Leur rôle est capital. Nous avons utilisé un film polymère « CO2phile ». Sa fonction est d’augmenter la concentration de CO2 et de le guider vers les trous de graphène. Nous avons ainsi développé un processus dans lequel nous laminons ce film polymère sur du graphène de manière à ce qu’une membrane d’une épaisseur nanométrique et de grande surface puisse être fabriquée sans fissures ni déchirures.

Nous sommes donc en mesure de produire des membranes adaptées à toutes les demandes des industriels.

En quoi est-elle supérieure aux membranes existantes ?

En premier lieu, nous avons réussi à obtenir un excellent débit.

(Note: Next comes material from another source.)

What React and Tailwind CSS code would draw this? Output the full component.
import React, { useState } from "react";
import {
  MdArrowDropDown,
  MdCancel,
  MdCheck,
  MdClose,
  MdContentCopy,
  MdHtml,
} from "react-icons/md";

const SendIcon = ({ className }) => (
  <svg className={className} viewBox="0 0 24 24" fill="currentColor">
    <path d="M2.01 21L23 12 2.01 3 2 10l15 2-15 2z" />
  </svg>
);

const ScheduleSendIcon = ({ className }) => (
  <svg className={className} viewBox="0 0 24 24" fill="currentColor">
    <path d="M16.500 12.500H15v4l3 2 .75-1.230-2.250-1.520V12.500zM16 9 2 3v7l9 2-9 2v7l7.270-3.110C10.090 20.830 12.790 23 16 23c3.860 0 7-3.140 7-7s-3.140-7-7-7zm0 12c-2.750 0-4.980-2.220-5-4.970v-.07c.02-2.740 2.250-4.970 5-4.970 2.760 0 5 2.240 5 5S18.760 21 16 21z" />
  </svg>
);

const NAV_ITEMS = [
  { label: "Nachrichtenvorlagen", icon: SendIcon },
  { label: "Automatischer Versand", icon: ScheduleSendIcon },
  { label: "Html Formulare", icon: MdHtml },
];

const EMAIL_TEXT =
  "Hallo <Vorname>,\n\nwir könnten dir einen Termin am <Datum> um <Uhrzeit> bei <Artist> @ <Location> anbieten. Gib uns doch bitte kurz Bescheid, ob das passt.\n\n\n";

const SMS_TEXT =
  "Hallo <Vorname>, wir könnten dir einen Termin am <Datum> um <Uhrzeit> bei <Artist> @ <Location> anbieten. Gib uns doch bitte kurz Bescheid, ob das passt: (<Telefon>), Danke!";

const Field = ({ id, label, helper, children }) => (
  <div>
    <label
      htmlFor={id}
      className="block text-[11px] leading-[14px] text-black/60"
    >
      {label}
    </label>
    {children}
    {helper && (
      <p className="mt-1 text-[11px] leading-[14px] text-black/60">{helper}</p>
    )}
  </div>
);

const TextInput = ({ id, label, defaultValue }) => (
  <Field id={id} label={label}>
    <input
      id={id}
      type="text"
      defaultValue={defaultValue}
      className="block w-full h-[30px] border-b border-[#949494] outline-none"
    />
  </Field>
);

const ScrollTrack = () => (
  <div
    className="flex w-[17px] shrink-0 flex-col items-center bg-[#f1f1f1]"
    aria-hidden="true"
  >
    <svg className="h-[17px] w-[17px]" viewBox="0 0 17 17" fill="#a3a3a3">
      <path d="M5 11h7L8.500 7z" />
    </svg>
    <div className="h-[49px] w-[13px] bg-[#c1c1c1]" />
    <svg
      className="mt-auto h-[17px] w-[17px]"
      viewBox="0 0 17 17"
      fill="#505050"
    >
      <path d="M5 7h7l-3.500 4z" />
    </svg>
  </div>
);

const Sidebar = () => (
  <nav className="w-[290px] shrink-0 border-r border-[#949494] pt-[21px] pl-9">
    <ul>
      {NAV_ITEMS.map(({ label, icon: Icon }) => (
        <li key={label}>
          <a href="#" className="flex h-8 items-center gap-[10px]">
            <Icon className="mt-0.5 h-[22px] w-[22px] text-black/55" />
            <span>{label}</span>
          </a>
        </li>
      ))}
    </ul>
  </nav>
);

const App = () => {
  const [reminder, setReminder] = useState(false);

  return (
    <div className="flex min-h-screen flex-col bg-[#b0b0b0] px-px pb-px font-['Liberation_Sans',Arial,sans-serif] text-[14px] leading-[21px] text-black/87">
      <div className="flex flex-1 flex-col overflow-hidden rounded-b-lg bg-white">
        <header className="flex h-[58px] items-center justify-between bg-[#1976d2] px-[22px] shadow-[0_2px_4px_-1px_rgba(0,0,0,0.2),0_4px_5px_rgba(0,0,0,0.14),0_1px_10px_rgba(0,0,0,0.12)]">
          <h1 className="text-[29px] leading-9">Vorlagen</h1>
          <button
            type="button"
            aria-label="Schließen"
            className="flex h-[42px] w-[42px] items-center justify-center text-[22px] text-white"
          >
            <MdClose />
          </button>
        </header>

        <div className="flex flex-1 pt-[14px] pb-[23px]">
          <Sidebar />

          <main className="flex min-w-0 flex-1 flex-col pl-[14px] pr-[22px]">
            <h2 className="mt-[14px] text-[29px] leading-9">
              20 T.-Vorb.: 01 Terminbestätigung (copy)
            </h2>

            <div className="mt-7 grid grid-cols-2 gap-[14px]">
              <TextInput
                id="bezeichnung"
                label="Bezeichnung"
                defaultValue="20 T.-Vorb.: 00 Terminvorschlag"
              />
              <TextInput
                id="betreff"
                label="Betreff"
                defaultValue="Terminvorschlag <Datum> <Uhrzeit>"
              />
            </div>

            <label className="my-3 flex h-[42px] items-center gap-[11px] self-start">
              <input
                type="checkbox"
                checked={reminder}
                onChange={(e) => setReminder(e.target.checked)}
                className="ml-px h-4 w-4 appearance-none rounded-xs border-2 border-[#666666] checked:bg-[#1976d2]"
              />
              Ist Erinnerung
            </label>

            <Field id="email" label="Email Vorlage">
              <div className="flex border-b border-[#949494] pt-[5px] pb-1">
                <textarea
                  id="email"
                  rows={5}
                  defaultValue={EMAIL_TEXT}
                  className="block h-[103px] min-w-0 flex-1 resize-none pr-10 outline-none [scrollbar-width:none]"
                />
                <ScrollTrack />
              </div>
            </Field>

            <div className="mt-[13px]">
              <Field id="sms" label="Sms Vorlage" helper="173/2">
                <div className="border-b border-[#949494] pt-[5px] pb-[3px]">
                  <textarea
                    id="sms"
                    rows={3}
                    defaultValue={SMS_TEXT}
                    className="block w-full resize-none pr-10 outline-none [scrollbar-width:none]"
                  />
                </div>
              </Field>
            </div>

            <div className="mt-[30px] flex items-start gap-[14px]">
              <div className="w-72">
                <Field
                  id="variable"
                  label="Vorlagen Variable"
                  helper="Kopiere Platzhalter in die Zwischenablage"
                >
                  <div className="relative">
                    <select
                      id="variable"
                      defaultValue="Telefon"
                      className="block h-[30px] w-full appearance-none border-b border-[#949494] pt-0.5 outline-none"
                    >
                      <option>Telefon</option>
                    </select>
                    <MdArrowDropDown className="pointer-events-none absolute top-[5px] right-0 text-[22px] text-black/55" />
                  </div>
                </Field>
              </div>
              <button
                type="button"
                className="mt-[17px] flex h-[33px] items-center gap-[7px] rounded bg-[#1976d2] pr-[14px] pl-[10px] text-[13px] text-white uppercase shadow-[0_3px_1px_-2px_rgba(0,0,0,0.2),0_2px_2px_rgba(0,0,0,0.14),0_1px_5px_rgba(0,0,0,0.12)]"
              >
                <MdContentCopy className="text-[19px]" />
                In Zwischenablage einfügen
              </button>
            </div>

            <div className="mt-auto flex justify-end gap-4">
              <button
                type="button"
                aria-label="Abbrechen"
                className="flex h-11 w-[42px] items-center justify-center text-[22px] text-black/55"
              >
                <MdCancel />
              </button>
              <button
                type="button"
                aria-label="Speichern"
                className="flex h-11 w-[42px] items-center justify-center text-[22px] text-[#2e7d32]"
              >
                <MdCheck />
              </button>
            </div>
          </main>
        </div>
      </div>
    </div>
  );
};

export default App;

Nous pouvons ainsi filtrer un flux conséquent de CO2. Dans notre jargon scientifique, nous parlons de « perméance ». C’est l’aptitude d’une paroi à laisser passer de la vapeur d’eau. Il faut ici considérer la vapeur d’eau comme un mètre étalon. Plus la perméance est élevée, plus la surface de membrane nécessaire s’en trouve réduite. En conséquence, le coût d’investissement sera plus faible pour les industries intéressées.

Justement, quand ces membranes seront-elles sur le marché ?

Nous estimons que le délai de mise sur le marché est de 2 ou 3 ans. Nous construisons actuellement un démonstrateur à l’échelle pilote pour capter le CO2 à partir de diverses sources (fumées, biogaz, etc.).

Le démonstrateur devrait être mis en service d’ici la fin de 2022 et devrait répondre aux attentes du marché.

Nous travaillons déjà avec un certain nombre de partenaires industriels, dont Gaznat, Shell et des PME suisses locales spécialisées dans le biogaz et l’incinération des déchets.

 

 

 Le parcours universitaire de Kumar Varoon Agrawal

  • Naissance en Inde.
  • Diplôme de premier cycle en génie chimique à l’IIT Bombay en 2005.
  • Jusqu’en 2008, division mondiale de Recherches et Développements de Procter & Gamble au Japon.
  • Doctorat en génie chimique à l’Université du Minnesota (Etats-Unis) dans le groupe du professeur Michael Tsapatsis. Thèse portant sur l’isolement de nanofeuilles de zéolite bidimensionnel hautement cristallin.
  • 2014, chercheur postdoctoral au groupe Strano du Massachusetts Institute of Technology (MIT). Etude de l'effet du nanoconfinement lors des phases de transition des fluides.
  • Récipiendaire notamment du prix FRI/John G. Kunesh de la division de séparation de l'American Institute of Chemical Engineers (AIChE), du prix Young Membrane Scientist de la North American Membrane Society, de la subvention de démarrage du Conseil européen de la recherche, de la subvention énergétique du professeur assistant de la Fondation nationale suisse pour la science.